Scan the data for "React" and copy the lines it appears in.

— BEGIN RECORDS SUPPLIED —

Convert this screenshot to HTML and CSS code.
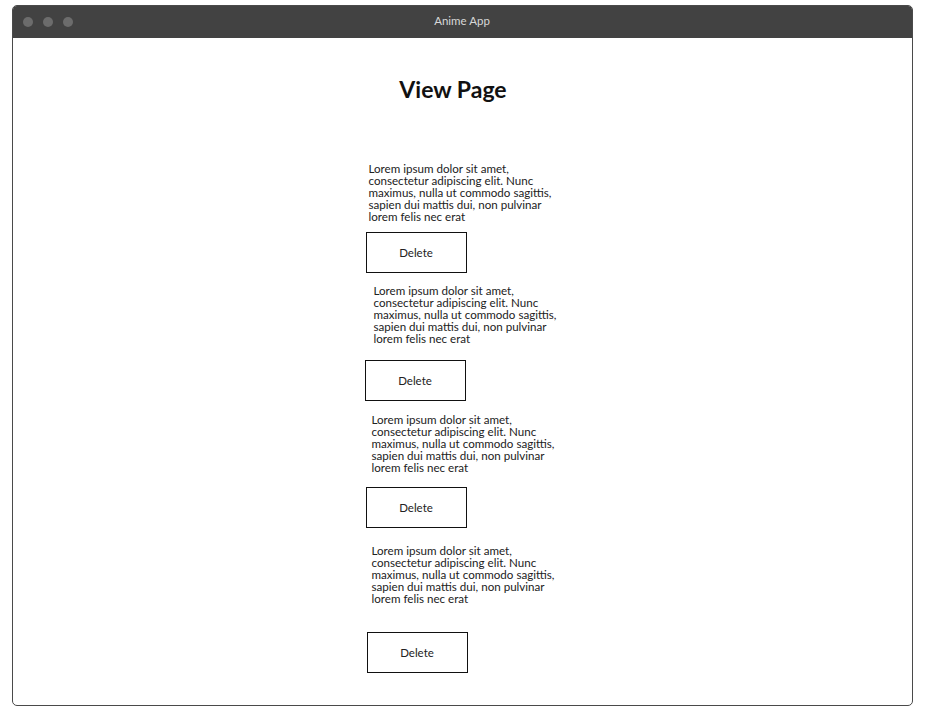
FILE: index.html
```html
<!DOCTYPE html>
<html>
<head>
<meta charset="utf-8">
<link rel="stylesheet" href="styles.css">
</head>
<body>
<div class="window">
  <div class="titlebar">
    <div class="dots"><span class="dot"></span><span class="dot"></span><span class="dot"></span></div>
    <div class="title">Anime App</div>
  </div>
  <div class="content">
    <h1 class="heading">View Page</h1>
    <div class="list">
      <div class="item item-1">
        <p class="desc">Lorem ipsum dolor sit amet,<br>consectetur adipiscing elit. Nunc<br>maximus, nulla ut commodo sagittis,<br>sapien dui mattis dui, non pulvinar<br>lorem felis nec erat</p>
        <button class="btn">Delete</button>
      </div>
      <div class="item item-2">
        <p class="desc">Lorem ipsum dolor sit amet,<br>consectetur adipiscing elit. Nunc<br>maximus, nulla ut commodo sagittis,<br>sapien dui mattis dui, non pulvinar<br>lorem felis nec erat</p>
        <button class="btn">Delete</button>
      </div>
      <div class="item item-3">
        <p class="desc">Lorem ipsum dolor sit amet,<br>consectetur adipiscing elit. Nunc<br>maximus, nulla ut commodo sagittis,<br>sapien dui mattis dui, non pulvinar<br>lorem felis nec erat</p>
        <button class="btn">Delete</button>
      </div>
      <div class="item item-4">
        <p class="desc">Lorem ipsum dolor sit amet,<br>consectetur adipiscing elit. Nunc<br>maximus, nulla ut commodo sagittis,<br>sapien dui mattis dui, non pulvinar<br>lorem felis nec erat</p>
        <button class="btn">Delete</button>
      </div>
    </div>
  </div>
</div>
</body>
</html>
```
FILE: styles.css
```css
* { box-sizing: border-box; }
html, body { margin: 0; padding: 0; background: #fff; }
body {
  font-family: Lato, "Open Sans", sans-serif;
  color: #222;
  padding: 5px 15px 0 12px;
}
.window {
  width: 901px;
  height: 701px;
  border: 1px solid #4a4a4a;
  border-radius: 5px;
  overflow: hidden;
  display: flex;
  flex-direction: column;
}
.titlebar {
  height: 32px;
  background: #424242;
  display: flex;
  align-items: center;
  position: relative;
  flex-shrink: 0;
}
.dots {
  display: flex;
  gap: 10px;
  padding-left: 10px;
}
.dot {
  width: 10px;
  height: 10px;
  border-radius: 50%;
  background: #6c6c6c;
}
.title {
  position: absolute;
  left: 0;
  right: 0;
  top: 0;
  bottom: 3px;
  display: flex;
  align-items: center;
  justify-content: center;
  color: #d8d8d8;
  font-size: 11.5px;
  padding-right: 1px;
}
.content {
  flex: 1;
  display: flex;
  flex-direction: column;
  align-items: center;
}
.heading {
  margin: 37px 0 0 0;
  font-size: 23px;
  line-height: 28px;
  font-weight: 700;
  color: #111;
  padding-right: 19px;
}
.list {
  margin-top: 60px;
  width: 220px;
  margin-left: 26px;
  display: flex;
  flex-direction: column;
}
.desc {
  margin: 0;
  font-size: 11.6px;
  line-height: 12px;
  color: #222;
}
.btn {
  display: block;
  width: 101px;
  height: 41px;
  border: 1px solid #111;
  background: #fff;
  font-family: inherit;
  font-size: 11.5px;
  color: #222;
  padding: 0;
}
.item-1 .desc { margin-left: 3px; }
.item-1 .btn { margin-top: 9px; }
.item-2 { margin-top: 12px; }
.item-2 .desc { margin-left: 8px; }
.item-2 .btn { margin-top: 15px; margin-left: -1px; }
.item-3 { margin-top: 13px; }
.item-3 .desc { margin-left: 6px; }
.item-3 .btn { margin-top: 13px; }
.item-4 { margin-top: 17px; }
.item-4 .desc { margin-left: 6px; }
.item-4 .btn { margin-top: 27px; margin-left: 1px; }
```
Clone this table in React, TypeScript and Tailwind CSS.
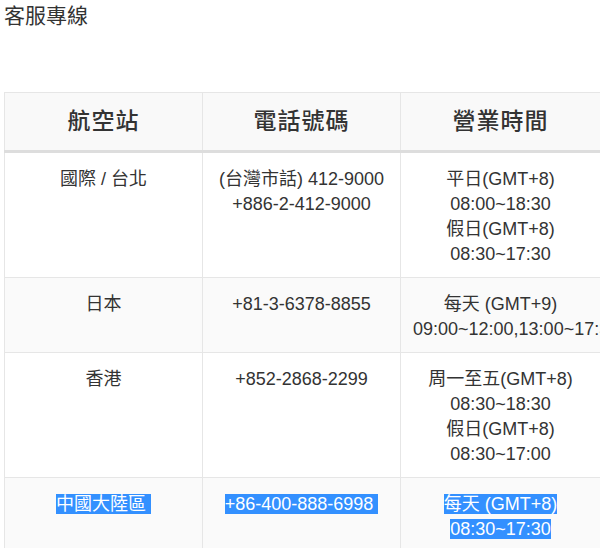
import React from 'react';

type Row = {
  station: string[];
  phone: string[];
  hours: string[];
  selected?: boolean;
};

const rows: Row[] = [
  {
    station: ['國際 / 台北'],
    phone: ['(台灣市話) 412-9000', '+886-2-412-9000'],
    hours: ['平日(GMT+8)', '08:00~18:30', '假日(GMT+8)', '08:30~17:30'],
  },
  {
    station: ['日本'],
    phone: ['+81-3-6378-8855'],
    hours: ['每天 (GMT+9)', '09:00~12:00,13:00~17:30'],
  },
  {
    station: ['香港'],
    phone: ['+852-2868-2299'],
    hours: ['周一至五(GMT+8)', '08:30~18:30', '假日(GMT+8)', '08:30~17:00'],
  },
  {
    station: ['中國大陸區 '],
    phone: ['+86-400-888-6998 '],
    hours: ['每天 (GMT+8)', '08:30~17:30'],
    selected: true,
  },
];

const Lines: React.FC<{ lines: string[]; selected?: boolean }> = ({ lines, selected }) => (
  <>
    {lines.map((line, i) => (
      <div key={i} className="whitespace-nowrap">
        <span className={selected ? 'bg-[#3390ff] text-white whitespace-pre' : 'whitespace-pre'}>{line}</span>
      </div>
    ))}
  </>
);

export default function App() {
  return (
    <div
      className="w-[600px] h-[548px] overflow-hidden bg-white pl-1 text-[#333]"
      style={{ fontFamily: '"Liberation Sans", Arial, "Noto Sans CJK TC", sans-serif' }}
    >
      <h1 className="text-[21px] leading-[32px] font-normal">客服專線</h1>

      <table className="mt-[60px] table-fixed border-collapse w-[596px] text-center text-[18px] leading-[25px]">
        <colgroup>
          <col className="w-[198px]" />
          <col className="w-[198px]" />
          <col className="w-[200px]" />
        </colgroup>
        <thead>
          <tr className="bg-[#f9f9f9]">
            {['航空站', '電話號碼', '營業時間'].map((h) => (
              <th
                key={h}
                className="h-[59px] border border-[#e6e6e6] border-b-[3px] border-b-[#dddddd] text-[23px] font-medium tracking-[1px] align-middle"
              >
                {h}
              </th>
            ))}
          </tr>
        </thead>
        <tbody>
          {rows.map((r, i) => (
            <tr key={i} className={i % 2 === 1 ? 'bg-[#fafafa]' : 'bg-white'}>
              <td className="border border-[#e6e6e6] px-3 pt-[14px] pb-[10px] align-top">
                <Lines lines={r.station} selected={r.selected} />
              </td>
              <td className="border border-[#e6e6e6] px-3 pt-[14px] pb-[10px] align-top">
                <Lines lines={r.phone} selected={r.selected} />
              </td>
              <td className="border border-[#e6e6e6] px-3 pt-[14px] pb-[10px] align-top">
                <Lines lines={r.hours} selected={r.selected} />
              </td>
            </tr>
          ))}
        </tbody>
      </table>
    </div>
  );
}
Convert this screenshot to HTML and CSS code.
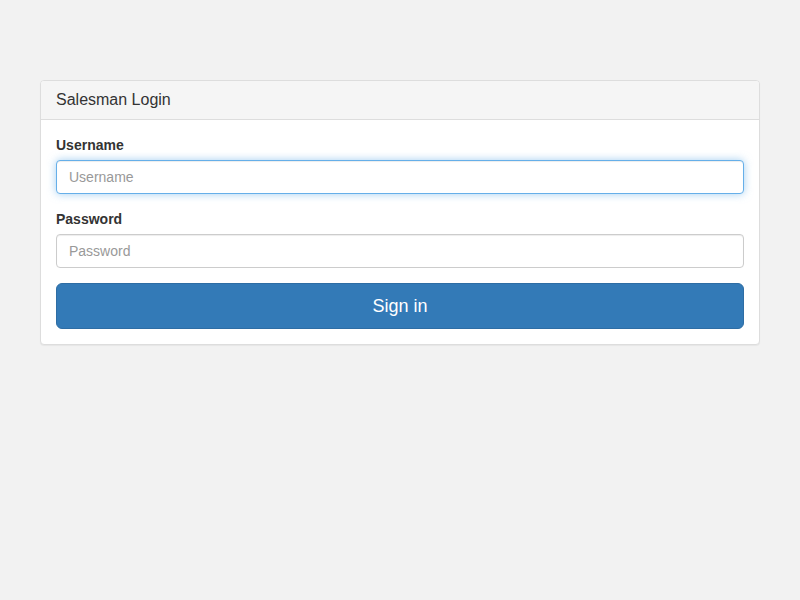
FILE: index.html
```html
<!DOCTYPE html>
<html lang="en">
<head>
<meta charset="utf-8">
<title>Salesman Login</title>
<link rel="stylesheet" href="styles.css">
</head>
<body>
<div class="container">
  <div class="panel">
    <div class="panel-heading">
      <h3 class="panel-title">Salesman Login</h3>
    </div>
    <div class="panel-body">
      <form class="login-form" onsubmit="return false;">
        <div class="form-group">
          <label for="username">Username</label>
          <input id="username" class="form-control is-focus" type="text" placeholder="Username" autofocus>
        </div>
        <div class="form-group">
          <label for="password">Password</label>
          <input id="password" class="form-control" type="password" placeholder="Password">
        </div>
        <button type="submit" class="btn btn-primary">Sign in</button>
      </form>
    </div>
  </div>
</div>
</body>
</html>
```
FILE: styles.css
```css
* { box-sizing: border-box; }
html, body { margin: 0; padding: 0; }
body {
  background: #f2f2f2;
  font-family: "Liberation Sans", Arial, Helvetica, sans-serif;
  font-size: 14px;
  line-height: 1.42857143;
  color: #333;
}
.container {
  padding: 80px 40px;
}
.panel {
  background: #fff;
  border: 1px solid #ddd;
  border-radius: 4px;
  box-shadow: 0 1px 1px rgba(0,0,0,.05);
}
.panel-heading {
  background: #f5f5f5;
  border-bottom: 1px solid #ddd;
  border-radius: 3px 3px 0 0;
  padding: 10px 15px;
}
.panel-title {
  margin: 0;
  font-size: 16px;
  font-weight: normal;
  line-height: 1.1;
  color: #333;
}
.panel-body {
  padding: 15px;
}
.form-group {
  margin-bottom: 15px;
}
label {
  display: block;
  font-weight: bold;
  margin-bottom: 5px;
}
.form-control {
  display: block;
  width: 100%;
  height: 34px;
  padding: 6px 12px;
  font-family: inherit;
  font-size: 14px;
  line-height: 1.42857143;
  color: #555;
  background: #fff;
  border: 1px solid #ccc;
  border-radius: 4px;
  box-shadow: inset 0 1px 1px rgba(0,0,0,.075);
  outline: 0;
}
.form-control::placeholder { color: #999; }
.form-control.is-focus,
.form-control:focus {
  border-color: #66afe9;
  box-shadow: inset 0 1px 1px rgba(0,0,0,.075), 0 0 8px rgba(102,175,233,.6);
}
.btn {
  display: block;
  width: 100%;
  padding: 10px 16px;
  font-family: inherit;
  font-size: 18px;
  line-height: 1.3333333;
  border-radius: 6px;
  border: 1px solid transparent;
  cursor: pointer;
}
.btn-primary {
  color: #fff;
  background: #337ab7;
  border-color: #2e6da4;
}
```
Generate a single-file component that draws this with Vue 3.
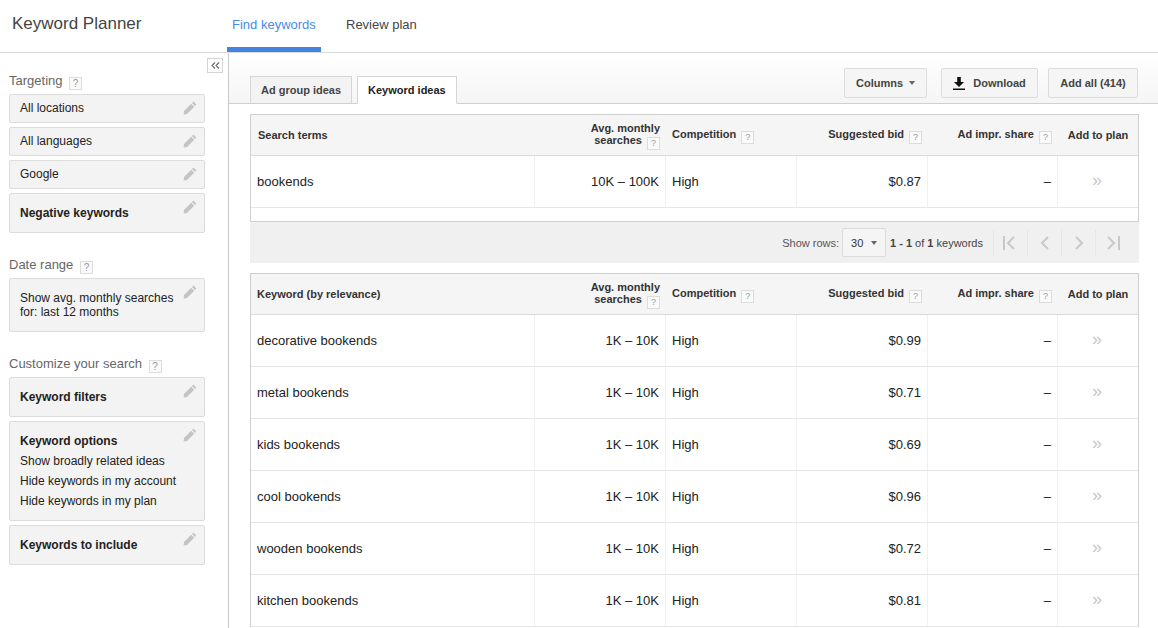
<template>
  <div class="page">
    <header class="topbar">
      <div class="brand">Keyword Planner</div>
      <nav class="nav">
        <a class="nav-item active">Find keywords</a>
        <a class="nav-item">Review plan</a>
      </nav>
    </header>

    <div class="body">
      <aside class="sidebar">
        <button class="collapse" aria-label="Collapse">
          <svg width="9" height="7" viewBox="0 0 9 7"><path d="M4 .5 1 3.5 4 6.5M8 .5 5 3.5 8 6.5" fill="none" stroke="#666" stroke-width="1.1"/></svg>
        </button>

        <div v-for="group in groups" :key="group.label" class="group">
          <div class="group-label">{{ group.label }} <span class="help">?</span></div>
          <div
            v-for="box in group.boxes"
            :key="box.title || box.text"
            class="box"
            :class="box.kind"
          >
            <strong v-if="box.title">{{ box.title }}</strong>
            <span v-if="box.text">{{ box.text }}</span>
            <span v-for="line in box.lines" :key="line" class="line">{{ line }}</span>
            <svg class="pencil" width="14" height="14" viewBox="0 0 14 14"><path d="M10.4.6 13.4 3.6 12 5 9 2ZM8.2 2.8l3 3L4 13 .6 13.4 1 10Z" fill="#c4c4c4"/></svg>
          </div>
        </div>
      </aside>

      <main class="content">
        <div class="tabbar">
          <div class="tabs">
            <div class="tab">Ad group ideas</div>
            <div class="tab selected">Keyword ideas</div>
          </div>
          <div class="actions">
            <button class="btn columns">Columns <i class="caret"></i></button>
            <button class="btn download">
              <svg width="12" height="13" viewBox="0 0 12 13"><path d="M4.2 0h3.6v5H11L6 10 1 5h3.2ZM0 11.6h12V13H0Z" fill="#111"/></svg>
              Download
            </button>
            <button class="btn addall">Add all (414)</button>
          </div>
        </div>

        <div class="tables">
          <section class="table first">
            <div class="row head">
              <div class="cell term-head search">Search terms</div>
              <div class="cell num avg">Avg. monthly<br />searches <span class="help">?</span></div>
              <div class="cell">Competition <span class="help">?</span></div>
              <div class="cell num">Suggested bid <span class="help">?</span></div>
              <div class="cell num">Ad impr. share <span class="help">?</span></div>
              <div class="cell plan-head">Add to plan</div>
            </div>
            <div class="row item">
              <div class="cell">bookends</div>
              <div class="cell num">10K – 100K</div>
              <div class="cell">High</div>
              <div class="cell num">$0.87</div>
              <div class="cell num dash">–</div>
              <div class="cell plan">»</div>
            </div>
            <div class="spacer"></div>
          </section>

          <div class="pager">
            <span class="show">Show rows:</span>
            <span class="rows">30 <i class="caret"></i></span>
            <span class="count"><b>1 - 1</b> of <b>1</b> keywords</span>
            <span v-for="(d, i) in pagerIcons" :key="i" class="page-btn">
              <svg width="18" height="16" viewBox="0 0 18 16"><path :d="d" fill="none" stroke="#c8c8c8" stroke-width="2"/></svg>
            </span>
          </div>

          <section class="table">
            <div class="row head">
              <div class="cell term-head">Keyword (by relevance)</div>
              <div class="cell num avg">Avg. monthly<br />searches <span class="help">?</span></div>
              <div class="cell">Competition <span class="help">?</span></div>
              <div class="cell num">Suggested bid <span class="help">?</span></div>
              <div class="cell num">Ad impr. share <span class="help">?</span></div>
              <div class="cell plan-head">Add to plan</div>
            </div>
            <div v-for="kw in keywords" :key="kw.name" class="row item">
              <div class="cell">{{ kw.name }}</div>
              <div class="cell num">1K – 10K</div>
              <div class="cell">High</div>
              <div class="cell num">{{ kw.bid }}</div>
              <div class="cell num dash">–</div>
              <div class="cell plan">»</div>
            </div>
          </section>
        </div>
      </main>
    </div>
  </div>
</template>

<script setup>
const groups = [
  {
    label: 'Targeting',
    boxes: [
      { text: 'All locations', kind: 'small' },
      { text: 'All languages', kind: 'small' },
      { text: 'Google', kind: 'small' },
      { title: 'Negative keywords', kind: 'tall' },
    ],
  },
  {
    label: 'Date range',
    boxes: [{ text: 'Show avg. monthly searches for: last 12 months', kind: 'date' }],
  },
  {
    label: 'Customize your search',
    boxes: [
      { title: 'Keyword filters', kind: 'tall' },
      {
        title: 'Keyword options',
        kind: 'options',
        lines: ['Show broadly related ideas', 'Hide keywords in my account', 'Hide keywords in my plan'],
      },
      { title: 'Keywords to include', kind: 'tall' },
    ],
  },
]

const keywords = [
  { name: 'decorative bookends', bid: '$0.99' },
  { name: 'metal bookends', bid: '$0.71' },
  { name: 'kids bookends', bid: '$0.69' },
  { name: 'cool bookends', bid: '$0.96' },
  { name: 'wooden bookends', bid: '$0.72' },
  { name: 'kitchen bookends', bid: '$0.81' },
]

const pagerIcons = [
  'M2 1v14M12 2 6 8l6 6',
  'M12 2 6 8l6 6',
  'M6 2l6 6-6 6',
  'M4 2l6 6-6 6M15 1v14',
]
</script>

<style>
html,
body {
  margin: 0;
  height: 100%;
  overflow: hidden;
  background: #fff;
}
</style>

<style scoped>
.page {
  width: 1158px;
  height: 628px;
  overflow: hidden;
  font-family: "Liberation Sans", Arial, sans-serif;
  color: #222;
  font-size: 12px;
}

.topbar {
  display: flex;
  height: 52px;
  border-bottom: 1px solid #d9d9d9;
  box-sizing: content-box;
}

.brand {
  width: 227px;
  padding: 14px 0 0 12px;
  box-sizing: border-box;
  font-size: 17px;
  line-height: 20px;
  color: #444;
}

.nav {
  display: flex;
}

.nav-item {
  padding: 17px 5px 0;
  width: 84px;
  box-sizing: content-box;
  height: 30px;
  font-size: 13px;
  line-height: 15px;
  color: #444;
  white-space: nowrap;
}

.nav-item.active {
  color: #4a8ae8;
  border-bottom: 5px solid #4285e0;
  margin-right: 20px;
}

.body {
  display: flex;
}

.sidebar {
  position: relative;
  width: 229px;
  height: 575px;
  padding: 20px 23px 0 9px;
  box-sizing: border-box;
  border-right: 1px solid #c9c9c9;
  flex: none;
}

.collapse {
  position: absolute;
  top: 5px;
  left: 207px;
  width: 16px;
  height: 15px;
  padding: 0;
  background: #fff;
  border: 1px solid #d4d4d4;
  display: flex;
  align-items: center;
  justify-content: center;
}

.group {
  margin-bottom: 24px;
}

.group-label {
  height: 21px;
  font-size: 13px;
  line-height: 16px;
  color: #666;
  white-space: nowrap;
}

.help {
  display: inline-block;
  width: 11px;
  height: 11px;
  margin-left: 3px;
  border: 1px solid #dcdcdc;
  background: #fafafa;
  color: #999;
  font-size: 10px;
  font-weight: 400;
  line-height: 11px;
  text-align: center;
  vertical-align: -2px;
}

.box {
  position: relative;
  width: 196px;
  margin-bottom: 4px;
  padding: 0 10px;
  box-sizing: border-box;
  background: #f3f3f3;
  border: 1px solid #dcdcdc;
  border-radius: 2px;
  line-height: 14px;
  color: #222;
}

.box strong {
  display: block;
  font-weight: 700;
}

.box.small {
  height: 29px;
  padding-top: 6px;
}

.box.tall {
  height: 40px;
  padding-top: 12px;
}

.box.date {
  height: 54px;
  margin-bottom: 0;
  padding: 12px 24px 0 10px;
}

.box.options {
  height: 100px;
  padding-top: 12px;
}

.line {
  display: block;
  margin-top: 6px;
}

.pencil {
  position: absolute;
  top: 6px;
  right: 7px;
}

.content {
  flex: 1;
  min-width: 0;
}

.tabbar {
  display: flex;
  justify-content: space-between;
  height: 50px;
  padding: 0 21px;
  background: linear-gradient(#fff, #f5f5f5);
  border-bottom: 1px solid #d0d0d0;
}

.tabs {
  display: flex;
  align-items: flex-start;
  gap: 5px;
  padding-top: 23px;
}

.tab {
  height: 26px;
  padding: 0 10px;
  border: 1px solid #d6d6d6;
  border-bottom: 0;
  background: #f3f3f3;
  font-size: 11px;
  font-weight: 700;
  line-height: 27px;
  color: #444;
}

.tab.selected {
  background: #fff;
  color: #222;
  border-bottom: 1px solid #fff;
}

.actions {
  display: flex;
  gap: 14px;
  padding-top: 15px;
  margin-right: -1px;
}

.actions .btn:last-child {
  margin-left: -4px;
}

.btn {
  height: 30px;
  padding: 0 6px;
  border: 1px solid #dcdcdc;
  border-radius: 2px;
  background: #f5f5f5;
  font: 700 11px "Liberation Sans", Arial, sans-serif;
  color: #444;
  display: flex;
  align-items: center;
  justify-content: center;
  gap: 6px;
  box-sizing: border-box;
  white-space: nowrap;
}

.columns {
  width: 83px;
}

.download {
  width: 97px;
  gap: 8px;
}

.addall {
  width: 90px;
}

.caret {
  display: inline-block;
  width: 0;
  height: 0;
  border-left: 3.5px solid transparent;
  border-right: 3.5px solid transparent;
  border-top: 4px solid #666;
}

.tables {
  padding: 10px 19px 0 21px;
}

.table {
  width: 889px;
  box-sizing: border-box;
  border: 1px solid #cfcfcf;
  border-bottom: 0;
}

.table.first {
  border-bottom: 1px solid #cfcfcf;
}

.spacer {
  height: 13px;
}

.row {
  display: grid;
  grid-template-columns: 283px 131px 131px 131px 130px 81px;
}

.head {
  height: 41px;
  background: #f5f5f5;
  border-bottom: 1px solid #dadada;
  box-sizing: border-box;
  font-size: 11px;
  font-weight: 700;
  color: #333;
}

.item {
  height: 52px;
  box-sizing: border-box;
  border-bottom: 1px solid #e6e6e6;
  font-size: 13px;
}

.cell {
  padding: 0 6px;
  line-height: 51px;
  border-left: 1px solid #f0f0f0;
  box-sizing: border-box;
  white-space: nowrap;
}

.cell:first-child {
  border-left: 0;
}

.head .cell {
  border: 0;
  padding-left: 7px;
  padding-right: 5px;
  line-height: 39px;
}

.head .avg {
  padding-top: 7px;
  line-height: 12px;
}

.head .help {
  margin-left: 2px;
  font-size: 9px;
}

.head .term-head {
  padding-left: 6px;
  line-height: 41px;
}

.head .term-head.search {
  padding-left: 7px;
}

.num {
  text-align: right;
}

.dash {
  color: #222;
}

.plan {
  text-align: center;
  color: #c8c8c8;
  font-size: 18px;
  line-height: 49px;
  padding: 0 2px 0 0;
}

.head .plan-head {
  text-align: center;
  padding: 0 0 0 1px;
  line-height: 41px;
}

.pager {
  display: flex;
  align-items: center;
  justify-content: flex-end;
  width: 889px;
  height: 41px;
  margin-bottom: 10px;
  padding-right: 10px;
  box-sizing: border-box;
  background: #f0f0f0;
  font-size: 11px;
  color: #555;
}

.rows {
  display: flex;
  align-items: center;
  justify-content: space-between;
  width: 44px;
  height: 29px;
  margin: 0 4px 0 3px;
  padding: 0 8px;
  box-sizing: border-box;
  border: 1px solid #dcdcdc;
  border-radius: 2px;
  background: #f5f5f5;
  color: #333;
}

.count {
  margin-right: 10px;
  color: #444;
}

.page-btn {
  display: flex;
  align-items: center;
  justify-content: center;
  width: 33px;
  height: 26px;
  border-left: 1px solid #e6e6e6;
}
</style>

— END RECORDS SUPPLIED —

= EXERCISE OUTPUT =
Clone this table in React, TypeScript and Tailwind CSS.
import React from 'react';
const Lines: React.FC<{ lines: string[]; selected?: boolean }> = ({ lines, selected }) => (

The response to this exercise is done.